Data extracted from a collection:
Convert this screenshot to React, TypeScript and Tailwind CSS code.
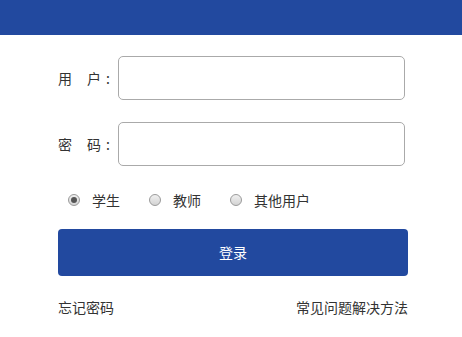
import { useState } from 'react';

const roles = ['学生', '教师', '其他用户'];

function Radio({ checked }: { checked: boolean }) {
  return (
    <span className="flex h-[12px] w-[12px] items-center justify-center rounded-full border border-[#9a9a9a] bg-gradient-to-b from-[#f0f0f0] to-[#d4d4d4]">
      {checked && <span className="h-[6px] w-[6px] rounded-full bg-[#555]" />}
    </span>
  );
}

export default function App() {
  const [role, setRole] = useState('学生');

  return (
    <div className="min-h-[337px] w-[462px] bg-white text-[14px] text-[#333] font-['Noto_Sans_CJK_SC','Microsoft_YaHei',sans-serif]">
      <div className="h-[35px] bg-[#22499f]" />

      <div className="pl-[58px] pt-[21px]">
        <div className="flex items-center">
          <span className="flex w-[60px] items-center">
            <span>用</span>
            <span className="ml-[15px]">户</span>
            <span className="ml-[5px]">:</span>
          </span>
          <input className="h-[44px] w-[287px] rounded-[5px] border border-[#aaa] bg-white px-2 outline-none" />
        </div>

        <div className="mt-[22px] flex items-center">
          <span className="flex w-[60px] items-center">
            <span>密</span>
            <span className="ml-[15px]">码</span>
            <span className="ml-[5px]">:</span>
          </span>
          <input type="password" className="h-[44px] w-[287px] rounded-[5px] border border-[#aaa] bg-white px-2 outline-none" />
        </div>

        <div className="mt-[22px] flex h-[24px] items-center pl-[10px]">
          {roles.map(r => (
            <label key={r} className="mr-[29px] flex cursor-pointer items-center" onClick={() => setRole(r)}>
              <Radio checked={role === r} />
              <span className="ml-[12px]">{r}</span>
            </label>
          ))}
        </div>

        <button className="mt-[17px] flex h-[47px] w-[350px] items-center justify-center rounded-[4px] bg-[#22499f] text-[14px] text-white">
          登录
        </button>

        <div className="mt-[21px] flex w-[350px] justify-between">
          <a>忘记密码</a>
          <a>常见问题解决方法</a>
        </div>
      </div>
    </div>
  );
}
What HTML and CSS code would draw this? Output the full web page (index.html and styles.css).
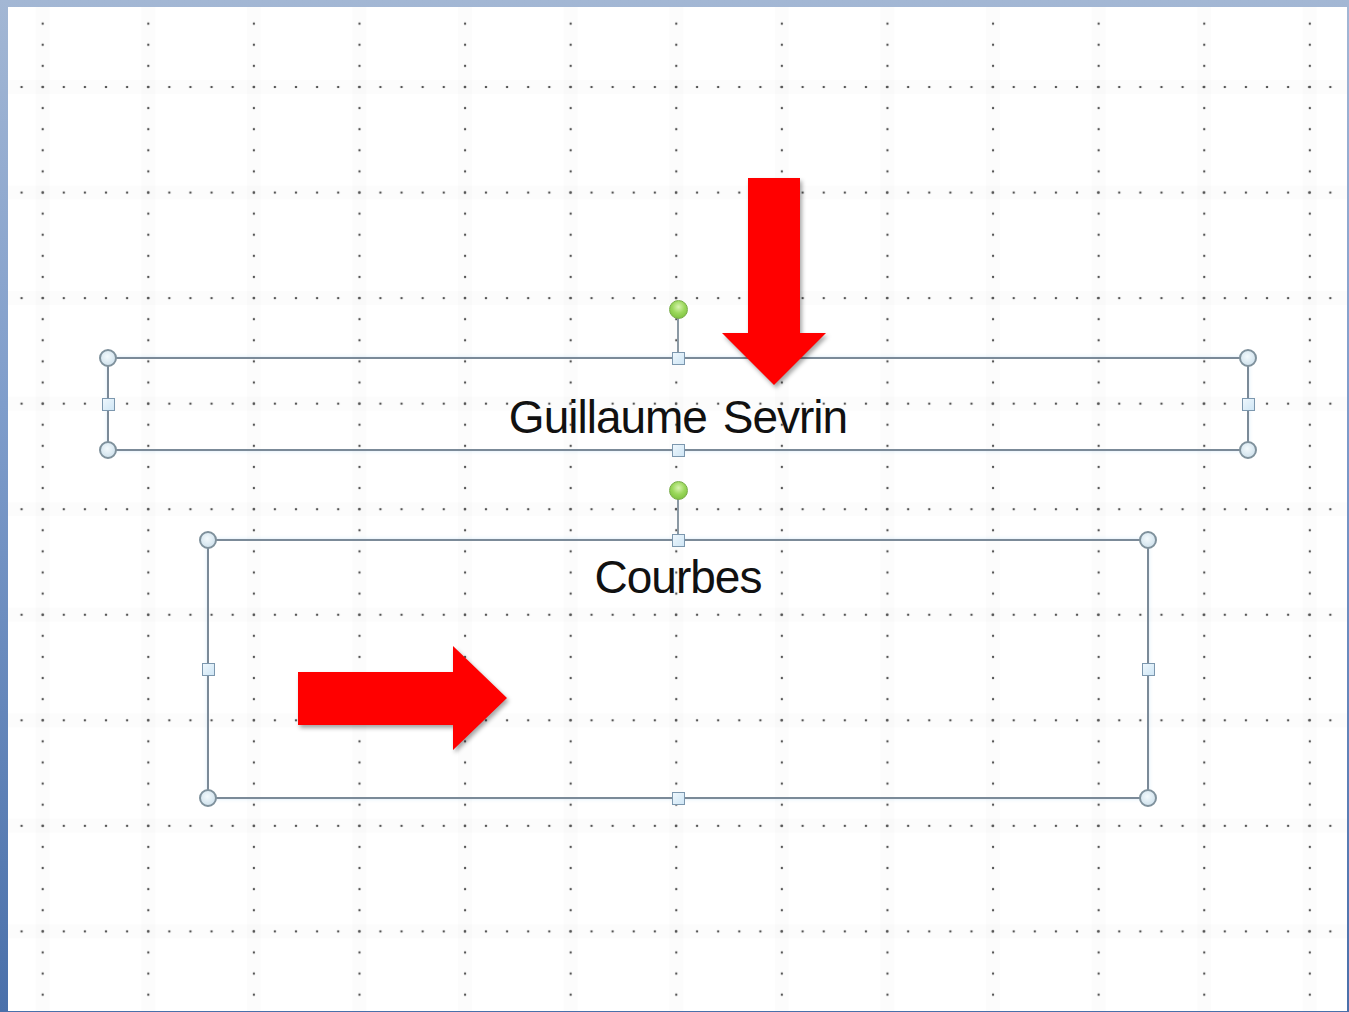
FILE: index.html
```html
<!DOCTYPE html>
<html lang="fr">
<head>
    <meta charset="UTF-8">
    <meta name="viewport" content="width=device-width, initial-scale=1.0">
    <title>Diapositive - Courbes</title>
    <link rel="stylesheet" href="styles.css">
</head>
<body>
    <div class="window">
        <div class="slide">
            <!-- title placeholder, selected -->
            <div class="shape shape-title">
                <span class="rotate-line"></span>
                <span class="handle rotate"></span>
                <span class="handle corner tl"></span>
                <span class="handle corner tr"></span>
                <span class="handle corner bl"></span>
                <span class="handle corner br"></span>
                <span class="handle side top"></span>
                <span class="handle side bottom"></span>
                <span class="handle side left"></span>
                <span class="handle side right"></span>
                <div class="shape-text title-text">Guillaume Sevrin</div>
            </div>

            <!-- content placeholder, selected -->
            <div class="shape shape-body">
                <span class="rotate-line"></span>
                <span class="handle rotate"></span>
                <span class="handle corner tl"></span>
                <span class="handle corner tr"></span>
                <span class="handle corner bl"></span>
                <span class="handle corner br"></span>
                <span class="handle side top"></span>
                <span class="handle side bottom"></span>
                <span class="handle side left"></span>
                <span class="handle side right"></span>
                <div class="shape-text body-text">Courbes</div>
            </div>

            <svg class="arrow arrow-down" viewBox="0 0 110 215" width="110" height="215">
                <polygon points="26,0 78,0 78,155 104,155 52,207 0,155 26,155"/>
            </svg>
            <svg class="arrow arrow-right" viewBox="0 0 215 110" width="215" height="110">
                <polygon points="0,26 155,26 155,0 209,52 155,104 155,79 0,79"/>
            </svg>
        </div>
    </div>
</body>
</html>
```

FILE: styles.css
```css
html, body {
    margin: 0;
    padding: 0;
    height: 100%;
    overflow: hidden;
}

body {
    font-family: "Liberation Sans", Arial, sans-serif;
    background-color: #fff;
}

.window {
    display: flex;
    box-sizing: border-box;
    height: 100vh;
    padding: 7px 2px 1px 8px;
    background: linear-gradient(to bottom, #a3b7d4 0%, #7f9dcb 40%, #4a70aa 100%);
}

.slide {
    flex: 1;
    position: relative;
    overflow: hidden;
    background-color: #fff;
    /* powerpoint style dotted guides: dots every 21.12px on lines every 105.6px */
    background-image:
        radial-gradient(circle, #555 0 1px, rgba(85, 85, 85, 0) 1.6px),
        radial-gradient(circle, #555 0 1px, rgba(85, 85, 85, 0) 1.6px),
        linear-gradient(90deg, rgba(0, 0, 0, 0.01) 0 14px, rgba(0, 0, 0, 0) 14px),
        linear-gradient(180deg, rgba(0, 0, 0, 0.01) 0 14px, rgba(0, 0, 0, 0) 14px);
    background-size:
        105.6px 21.12px,
        21.12px 105.55px,
        105.6px 100%,
        100% 105.55px;
    background-position:
        -18.1px 6.08px,
        3.02px 27.25px,
        27.7px 0,
        0 73px;
}

.shape {
    position: absolute;
    box-sizing: border-box;
    border: 2px solid #7b8a98;
    box-shadow: 0 0 4px rgba(170, 210, 240, 0.45);
}

.shape-title {
    left: 99px;
    top: 350px;
    width: 1142px;
    height: 94px;
}

.shape-body {
    left: 199px;
    top: 532px;
    width: 942px;
    height: 260px;
}

.shape-text {
    position: absolute;
    left: 0;
    right: 0;
    text-align: center;
    font-size: 46px;
    line-height: 46px;
    letter-spacing: -1px;
    color: #111;
    white-space: pre;
}

.title-text {
    top: 35px;
    word-spacing: 4px;
}

.body-text {
    top: 13px;
}

.handle {
    position: absolute;
    box-sizing: border-box;
    z-index: 2;
}

.corner {
    width: 18px;
    height: 18px;
    border-radius: 50%;
    border: 2px solid #7f919c;
    background: radial-gradient(circle at 45% 40%, #f4fafd 0%, #d3e4ee 70%, #c2d6e2 100%);
}

.corner.tl { left: -10px; top: -10px; }
.corner.tr { right: -10px; top: -10px; }
.corner.bl { left: -10px; bottom: -10px; }
.corner.br { right: -10px; bottom: -10px; }

.side {
    width: 13px;
    height: 13px;
    border: 1.5px solid #7c97ae;
    background: linear-gradient(135deg, #eef7fd 0%, #cfe6f5 100%);
}

.side.top { left: 50%; top: -7.5px; margin-left: -6.5px; }
.side.bottom { left: 50%; bottom: -7.5px; margin-left: -6.5px; }
.side.left { left: -7.5px; top: 50%; margin-top: -6.5px; }
.side.right { right: -7.5px; top: 50%; margin-top: -6.5px; }

.rotate {
    left: 50%;
    top: -59px;
    width: 19px;
    height: 19px;
    margin-left: -9.5px;
    border-radius: 50%;
    border: 1.5px solid #78ad48;
    background: radial-gradient(circle at 50% 35%, #d8f3b0 0%, #9bd85c 45%, #72b834 100%);
}

.rotate-line {
    position: absolute;
    left: 50%;
    top: -42px;
    width: 2px;
    height: 40px;
    margin-left: -1px;
    background-color: #8a98a3;
}

.shape-body .rotate {
    top: -60px;
}

.shape-body .rotate-line {
    top: -43px;
    height: 41px;
}

.arrow {
    position: absolute;
    overflow: visible;
    filter: drop-shadow(2px 3px 2px rgba(0, 0, 0, 0.35));
}

.arrow polygon {
    fill: #ff0000;
}

.arrow-down {
    left: 714px;
    top: 171px;
}

.arrow-right {
    left: 290px;
    top: 639px;
}
```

Written problem: Repeat the lines exactly as they stand, from the opening line of the data through the line with "const roles = ['学生', '教师', '其他用户'];". Pictures stay out of the copy.

The solution:
Convert this screenshot to React, TypeScript and Tailwind CSS code.
import { useState } from 'react';

const roles = ['学生', '教师', '其他用户'];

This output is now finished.